>> Begin Information shown

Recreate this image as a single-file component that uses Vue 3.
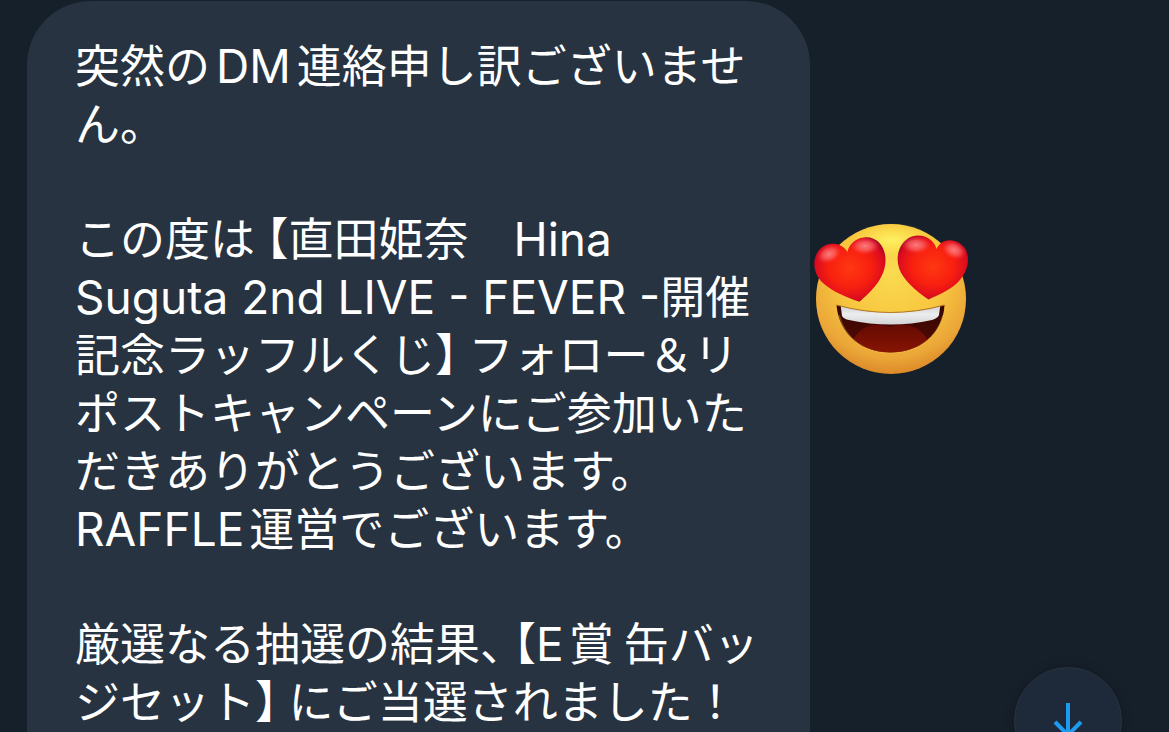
<script setup>
const scrollToLatest = () => {
  window.scrollTo({ top: document.body.scrollHeight, behavior: 'smooth' })
}
</script>

<template>
  <main class="chat">
    <article class="bubble">
      <p>
        突然の<span class="latin word">DM</span>連絡申し訳ございませ<br />
        ん。
      </p>
      <p>
        この度は<span class="open">【</span>直田姫奈　<span class="latin">Hina</span><br />
        <span class="latin">Suguta 2nd LIVE - FEVER -</span>開催<br />
        記念ラッフルくじ<span class="close">】</span>フォロー＆リ<br />
        ポストキャンペーンにご参加いた<br />
        だきありがとうございます。<br />
        <span class="latin lead">RAFFLE</span>運営でございます。
      </p>
      <p>
        厳選なる抽選の結果<span class="comma">、</span><span class="open">【</span><span class="latin lead">E</span>賞&nbsp;缶バッ<br />
        ジセット<span class="close">】</span>にご当選されました！
      </p>
    </article>

    <svg class="reaction" viewBox="0 0 160 160" role="img" aria-label="ハート目の笑顔">
      <defs>
        <radialGradient id="face" cx="50%" cy="32%" r="70%">
          <stop offset="0" stop-color="#fadb50" />
          <stop offset="0.5" stop-color="#f7c63f" />
          <stop offset="0.82" stop-color="#eba638" />
          <stop offset="1" stop-color="#d98426" />
        </radialGradient>
        <radialGradient id="shine" cx="50%" cy="50%" r="50%">
          <stop offset="0" stop-color="#fff568" stop-opacity="0.9" />
          <stop offset="1" stop-color="#fff04d" stop-opacity="0" />
        </radialGradient>
        <radialGradient id="heart" cx="50%" cy="48%" r="60%">
          <stop offset="0" stop-color="#ff3812" />
          <stop offset="0.5" stop-color="#f8200f" />
          <stop offset="0.8" stop-color="#dc0c1e" />
          <stop offset="1" stop-color="#900530" />
        </radialGradient>
        <radialGradient id="gloss" cx="50%" cy="50%" r="50%">
          <stop offset="0" stop-color="#ff8f8f" stop-opacity="0.85" />
          <stop offset="0.5" stop-color="#ff7575" stop-opacity="0.6" />
          <stop offset="1" stop-color="#ff4040" stop-opacity="0" />
        </radialGradient>
        <linearGradient id="teeth" x1="0" y1="0" x2="0" y2="1">
          <stop offset="0" stop-color="#c9cbcf" />
          <stop offset="0.5" stop-color="#eceded" />
          <stop offset="1" stop-color="#d3d3d6" />
        </linearGradient>
        <linearGradient id="mouth" x1="0" y1="0" x2="0" y2="1">
          <stop offset="0" stop-color="#2e0703" />
          <stop offset="1" stop-color="#5d0a02" />
        </linearGradient>
        <linearGradient id="tongue" x1="0" y1="0" x2="0" y2="1">
          <stop offset="0" stop-color="#650a02" />
          <stop offset="1" stop-color="#8e1804" />
        </linearGradient>
        <clipPath id="mouth-shape">
          <path d="M25.500 86Q79.500 101 133.500 86C132 116 108 133.500 79.500 133.500C51 133.500 28 116 25.500 86Z" />
        </clipPath>
      </defs>
      <circle cx="80" cy="80" r="75" fill="url(#face)" />
      <ellipse cx="81" cy="21" rx="40" ry="17" fill="url(#shine)" />
      <g clip-path="url(#mouth-shape)">
        <rect x="20" y="80" width="120" height="60" fill="url(#mouth)" />
        <path d="M42 122C47 108 64 102 79 108C94 102 111 108 117 122L110 140H50Z" fill="url(#tongue)" />
        <path d="M29.500 85L31 97Q33 100 38 101Q80 110 121 101Q127 99 128 96L129.500 85Q80 98 29.500 85Z" fill="url(#teeth)" />
      </g>
      <path d="M25.500 86Q79.500 101 133.500 86" fill="none" stroke="#b77b22" stroke-width="1.200" />
      <path d="M28 96C34 120 54 134 79.500 134C105 134 126 120 132 96" fill="none" stroke="#ffd452" stroke-width="1.200" opacity="0.3" />
      <path d="M48.500 82.700C37 79 22 73 12 64C3 56 1 43 6 34C11 24 25 22 32 28Q35 30 36.500 33C37 27 44 19 53 18.500C66 17 75 28 74.500 42C74 59 61 72 48.500 82.700Z" fill="url(#heart)" />
      <path d="M117.500 80.500C105 72 92 61 88 49C84 36 89 22 101 17.500C112 14 123 20 125.500 30Q126 28 129 25C136 18 150 21 155 31C160 43 155 56 145 65C137 72 127 76 117.500 80.500Z" fill="url(#heart)" />
      <ellipse cx="18" cy="35" rx="13" ry="9" fill="url(#gloss)" transform="rotate(-25 18 35)" />
      <ellipse cx="54" cy="27" rx="15" ry="9" fill="url(#gloss)" />
      <ellipse cx="105" cy="26" rx="15" ry="9" fill="url(#gloss)" />
      <ellipse cx="143" cy="31" rx="13" ry="9" fill="url(#gloss)" transform="rotate(25 143 31)" />
    </svg>

    <button class="jump" type="button" aria-label="最新のメッセージへ移動" @click="scrollToLatest">
      <svg viewBox="0 0 40 40" aria-hidden="true">
        <path d="M20 2V34M7 21L20 34L33 21" />
      </svg>
    </button>
  </main>
</template>

<style>
body {
  margin: 0;
  background: #16202a;
}
</style>

<style scoped>
.chat {
  position: relative;
  display: flex;
  align-items: flex-start;
  box-sizing: border-box;
  height: 100vh;
  padding: 1px 0 0 27px;
  overflow: hidden;
  background: #16202a;
}

.bubble {
  display: flex;
  flex: 0 0 67%;
  flex-direction: column;
  gap: 57px;
  box-sizing: border-box;
  min-width: 783px;
  padding: 34px 48px 112px;
  border-radius: 64px;
  background: #273340;
  color: #fff;
  font-family: "Noto Sans CJK JP", sans-serif;
  font-size: 45px;
  line-height: 58px;
  white-space: nowrap;
}

.bubble p {
  margin: 0;
}

.latin {
  font-family: Inter, "Noto Sans CJK JP", sans-serif;
  font-size: 46px;
  line-height: 1;
}

.word {
  margin: 0 6px;
}

.lead {
  margin-right: 5px;
}

.open,
.close,
.comma {
  font-feature-settings: "halt";
}

.open {
  margin-left: 11px;
}

.close {
  margin-right: 11px;
}

.reaction {
  flex: none;
  width: 160px;
  height: 160px;
  margin: 218px 0 0 1px;
}

.jump {
  position: absolute;
  right: 47px;
  bottom: -43px;
  display: grid;
  place-items: center;
  width: 108px;
  height: 108px;
  padding: 0;
  border: 1px solid #273341;
  border-radius: 50%;
  background: #1e2a39;
  box-shadow: 0 0 12px rgb(0 0 0 / 20%);
  cursor: pointer;
}

.jump svg {
  width: 40px;
  height: 40px;
  fill: none;
  stroke: #1d9bf0;
  stroke-width: 4;
}
</style>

>> End Information shown

§ Aim
Repeat the listing verbatim. Skip the pictures.

§ Expected answer
Recreate this image as a single-file component that uses Vue 3.
<script setup>
const scrollToLatest = () => {
  window.scrollTo({ top: document.body.scrollHeight, behavior: 'smooth' })
}
</script>

<template>
  <main class="chat">
    <article class="bubble">
      <p>
        突然の<span class="latin word">DM</span>連絡申し訳ございませ<br />
        ん。
      </p>
      <p>
        この度は<span class="open">【</span>直田姫奈　<span class="latin">Hina</span><br />
        <span class="latin">Suguta 2nd LIVE - FEVER -</span>開催<br />
        記念ラッフルくじ<span class="close">】</span>フォロー＆リ<br />
        ポストキャンペーンにご参加いた<br />
        だきありがとうございます。<br />
        <span class="latin lead">RAFFLE</span>運営でございます。
      </p>
      <p>
        厳選なる抽選の結果<span class="comma">、</span><span class="open">【</span><span class="latin lead">E</span>賞&nbsp;缶バッ<br />
        ジセット<span class="close">】</span>にご当選されました！
      </p>
    </article>

    <svg class="reaction" viewBox="0 0 160 160" role="img" aria-label="ハート目の笑顔">
      <defs>
        <radialGradient id="face" cx="50%" cy="32%" r="70%">
          <stop offset="0" stop-color="#fadb50" />
          <stop offset="0.5" stop-color="#f7c63f" />
          <stop offset="0.82" stop-color="#eba638" />
          <stop offset="1" stop-color="#d98426" />
        </radialGradient>
        <radialGradient id="shine" cx="50%" cy="50%" r="50%">
          <stop offset="0" stop-color="#fff568" stop-opacity="0.9" />
          <stop offset="1" stop-color="#fff04d" stop-opacity="0" />
        </radialGradient>
        <radialGradient id="heart" cx="50%" cy="48%" r="60%">
          <stop offset="0" stop-color="#ff3812" />
          <stop offset="0.5" stop-color="#f8200f" />
          <stop offset="0.8" stop-color="#dc0c1e" />
          <stop offset="1" stop-color="#900530" />
        </radialGradient>
        <radialGradient id="gloss" cx="50%" cy="50%" r="50%">
          <stop offset="0" stop-color="#ff8f8f" stop-opacity="0.85" />
          <stop offset="0.5" stop-color="#ff7575" stop-opacity="0.6" />
          <stop offset="1" stop-color="#ff4040" stop-opacity="0" />
        </radialGradient>
        <linearGradient id="teeth" x1="0" y1="0" x2="0" y2="1">
          <stop offset="0" stop-color="#c9cbcf" />
          <stop offset="0.5" stop-color="#eceded" />
          <stop offset="1" stop-color="#d3d3d6" />
        </linearGradient>
        <linearGradient id="mouth" x1="0" y1="0" x2="0" y2="1">
          <stop offset="0" stop-color="#2e0703" />
          <stop offset="1" stop-color="#5d0a02" />
        </linearGradient>
        <linearGradient id="tongue" x1="0" y1="0" x2="0" y2="1">
          <stop offset="0" stop-color="#650a02" />
          <stop offset="1" stop-color="#8e1804" />
        </linearGradient>
        <clipPath id="mouth-shape">
          <path d="M25.500 86Q79.500 101 133.500 86C132 116 108 133.500 79.500 133.500C51 133.500 28 116 25.500 86Z" />
        </clipPath>
      </defs>
      <circle cx="80" cy="80" r="75" fill="url(#face)" />
      <ellipse cx="81" cy="21" rx="40" ry="17" fill="url(#shine)" />
      <g clip-path="url(#mouth-shape)">
        <rect x="20" y="80" width="120" height="60" fill="url(#mouth)" />
        <path d="M42 122C47 108 64 102 79 108C94 102 111 108 117 122L110 140H50Z" fill="url(#tongue)" />
        <path d="M29.500 85L31 97Q33 100 38 101Q80 110 121 101Q127 99 128 96L129.500 85Q80 98 29.500 85Z" fill="url(#teeth)" />
      </g>
      <path d="M25.500 86Q79.500 101 133.500 86" fill="none" stroke="#b77b22" stroke-width="1.200" />
      <path d="M28 96C34 120 54 134 79.500 134C105 134 126 120 132 96" fill="none" stroke="#ffd452" stroke-width="1.200" opacity="0.3" />
      <path d="M48.500 82.700C37 79 22 73 12 64C3 56 1 43 6 34C11 24 25 22 32 28Q35 30 36.500 33C37 27 44 19 53 18.500C66 17 75 28 74.500 42C74 59 61 72 48.500 82.700Z" fill="url(#heart)" />
      <path d="M117.500 80.500C105 72 92 61 88 49C84 36 89 22 101 17.500C112 14 123 20 125.500 30Q126 28 129 25C136 18 150 21 155 31C160 43 155 56 145 65C137 72 127 76 117.500 80.500Z" fill="url(#heart)" />
      <ellipse cx="18" cy="35" rx="13" ry="9" fill="url(#gloss)" transform="rotate(-25 18 35)" />
      <ellipse cx="54" cy="27" rx="15" ry="9" fill="url(#gloss)" />
      <ellipse cx="105" cy="26" rx="15" ry="9" fill="url(#gloss)" />
      <ellipse cx="143" cy="31" rx="13" ry="9" fill="url(#gloss)" transform="rotate(25 143 31)" />
    </svg>

    <button class="jump" type="button" aria-label="最新のメッセージへ移動" @click="scrollToLatest">
      <svg viewBox="0 0 40 40" aria-hidden="true">
        <path d="M20 2V34M7 21L20 34L33 21" />
      </svg>
    </button>
  </main>
</template>

<style>
body {
  margin: 0;
  background: #16202a;
}
</style>

<style scoped>
.chat {
  position: relative;
  display: flex;
  align-items: flex-start;
  box-sizing: border-box;
  height: 100vh;
  padding: 1px 0 0 27px;
  overflow: hidden;
  background: #16202a;
}

.bubble {
  display: flex;
  flex: 0 0 67%;
  flex-direction: column;
  gap: 57px;
  box-sizing: border-box;
  min-width: 783px;
  padding: 34px 48px 112px;
  border-radius: 64px;
  background: #273340;
  color: #fff;
  font-family: "Noto Sans CJK JP", sans-serif;
  font-size: 45px;
  line-height: 58px;
  white-space: nowrap;
}

.bubble p {
  margin: 0;
}

.latin {
  font-family: Inter, "Noto Sans CJK JP", sans-serif;
  font-size: 46px;
  line-height: 1;
}

.word {
  margin: 0 6px;
}

.lead {
  margin-right: 5px;
}

.open,
.close,
.comma {
  font-feature-settings: "halt";
}

.open {
  margin-left: 11px;
}

.close {
  margin-right: 11px;
}

.reaction {
  flex: none;
  width: 160px;
  height: 160px;
  margin: 218px 0 0 1px;
}

.jump {
  position: absolute;
  right: 47px;
  bottom: -43px;
  display: grid;
  place-items: center;
  width: 108px;
  height: 108px;
  padding: 0;
  border: 1px solid #273341;
  border-radius: 50%;
  background: #1e2a39;
  box-shadow: 0 0 12px rgb(0 0 0 / 20%);
  cursor: pointer;
}

.jump svg {
  width: 40px;
  height: 40px;
  fill: none;
  stroke: #1d9bf0;
  stroke-width: 4;
}
</style>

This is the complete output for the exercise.